I think our main disagreement is on what to do when one or more participants in one-shot (or fixed-length) games are truly selfish, and the payouts listed are fully correct in utility, after accounting for any empathy or desire for fairness. Taboo “fair”, and substitute “optimizing for self”. Shapley values are a good indicator of bargaining power for some kinds of game, but the assumption of symmetry is hard to justify.
Totally! One of the most impressive results I’ve seen for one-shot games is the Robust Cooperation paper studying the open-source Prisoners’ Dilemma, where each player delegates their decision to a program that will learn the exact source code of the other delegate at runtime. Even utterly selfish agents have an incentive to delegate their decision to a program like FairBot or PrudentBot.
I think the probabilistic element helps to preserve expected utility in cases where the demands from each negotiator exceed the total amount of resources being bargained over. If each precommits to demand $60 when splitting $100, deterministic rejection leads to ($0, $0) with 100% probability. Whereas probabilistic rejection calls for the evaluator to accept with probability slightly less than $40/$60 ≈ 66.67%. Accepting leads to a payoff of ($60, $40), for an expected joint utility of slightly less than ≈ ($40, $26.67).

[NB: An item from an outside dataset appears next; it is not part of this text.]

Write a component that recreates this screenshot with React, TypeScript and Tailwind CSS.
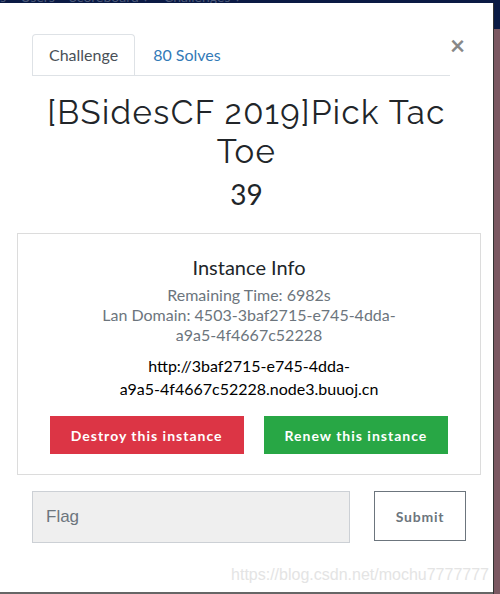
import React from "react";

export default function App() {
  return (
    <div className="w-[500px] h-[594px] flex flex-col overflow-hidden bg-white" style={{ fontFamily: "Lato, 'Open Sans', sans-serif" }}>
      <div className="h-[3px] bg-[#0a1a44] overflow-hidden shrink-0">
        <div className="-mt-[10px] text-[14px] text-[#4a5878] whitespace-nowrap leading-[13px]">
          s&nbsp;&nbsp;&nbsp;&nbsp;Users&nbsp;&nbsp;&nbsp;&nbsp;Scoreboard ▾&nbsp;&nbsp;&nbsp;&nbsp;Challenges ▾
        </div>
      </div>
      <div className="flex flex-1 min-h-0">
        <div className="w-[493px] flex flex-col bg-white">
          {/* Tabs */}
          <div className="flex items-start pl-[32px] pr-[28px] pt-[31px]">
            <div className="flex w-[420px] border-b border-[#dee2e6]">
              <div className="h-[41px] px-[16px] flex items-center border border-b-0 border-[#dee2e6] rounded-t-[4px] bg-white -mb-px text-[16px] text-[#495057]">
                Challenge
              </div>
              <div className="h-[41px] px-[18px] flex items-center text-[16px] text-[#337ab7]">80 Solves</div>
            </div>
            <div className="ml-auto -mt-[2px] text-[26px] font-bold text-[#888] leading-none">×</div>
          </div>
          {/* Title */}
          <div className="mt-[17px] text-center text-[33px] leading-[39px] text-[#212529] tracking-[1.4px] px-[40px]" style={{ fontFamily: "Raleway, 'Open Sans', Lato, sans-serif" }}>
            [BSidesCF 2019]Pick Tac Toe
          </div>
          <div className="mt-[3px] text-center text-[28px] leading-[40px] text-[#212529]">39</div>
          {/* Instance box */}
          <div className="mt-[19px] mx-[17px] w-[464px] h-[242px] border border-[#dcdcdc] flex flex-col items-center">
            <div className="mt-[20px] text-[20px] leading-[26px] text-[#212529]">Instance Info</div>
            <div className="mt-[5px] w-[300px] text-center text-[16px] leading-[20px] text-[#6c757d]">
              <div>Remaining Time: 6982s</div>
              <div>Lan Domain: 4503-3baf2715-e745-4dda-a9a5-4f4667c52228</div>
            </div>
            <div className="mt-[9px] text-center text-[16px] leading-[23px] text-[#000]">
              <div>http://3baf2715-e745-4dda-</div>
              <div>a9a5-4f4667c52228.node3.buuoj.cn</div>
            </div>
            <div className="mt-[16px] flex gap-[20px]">
              <div className="h-[38px] px-[21px] flex items-center bg-[#dc3545] text-white text-[14px] font-bold tracking-[1px]">Destroy this instance</div>
              <div className="h-[38px] px-[21px] flex items-center bg-[#28a745] text-white text-[14px] font-bold tracking-[1px]">Renew this instance</div>
            </div>
          </div>
          {/* Flag row */}
          <div className="mt-[16px] flex items-start pl-[32px]">
            <div className="w-[318px] h-[52px] bg-[#efefef] border border-[#ccd0d5] flex items-center pl-[13px] text-[17px] text-[#6c757d]" style={{ fontFamily: "'Liberation Sans', Arial, sans-serif" }}>
              Flag
            </div>
            <div className="ml-[24px] w-[92px] h-[50px] border border-[#6c757d] flex items-center justify-center text-[14px] font-bold text-[#6c757d] tracking-[0.8px]">
              Submit
            </div>
          </div>
          <div className="mt-auto flex justify-end pr-[4px] pb-[5px]">
            <div className="text-[16px] text-[#e4e4e4]" style={{ fontFamily: "'Liberation Sans', Arial, sans-serif" }}>https://blog.csdn.net/mochu7777777</div>
          </div>
          <div className="h-[2px] bg-[#666] shrink-0" />
        </div>
        <div className="w-px bg-[#333]" />
        <div className="flex-1 flex flex-col">
          <div className="h-[26px] bg-[#0a1a44]" />
          <div className="flex-1 bg-[#7b5862]" />
        </div>
      </div>
    </div>
  );
}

I think there are also totally situations where the asymmetrical power dynamics you’re talking about mean that one agent gets to dictate terms and the other gets what they get. Such as “Alice gets to unilaterally decide how $100 will be split, and Bob gets whatever Alice gives him.” In the one-shot version of this with selfish players, Alice just takes the $100 and Bob gets $0. Any hope for getting a selfish Alice to do anything else is going to come from incentives beyond this one interaction.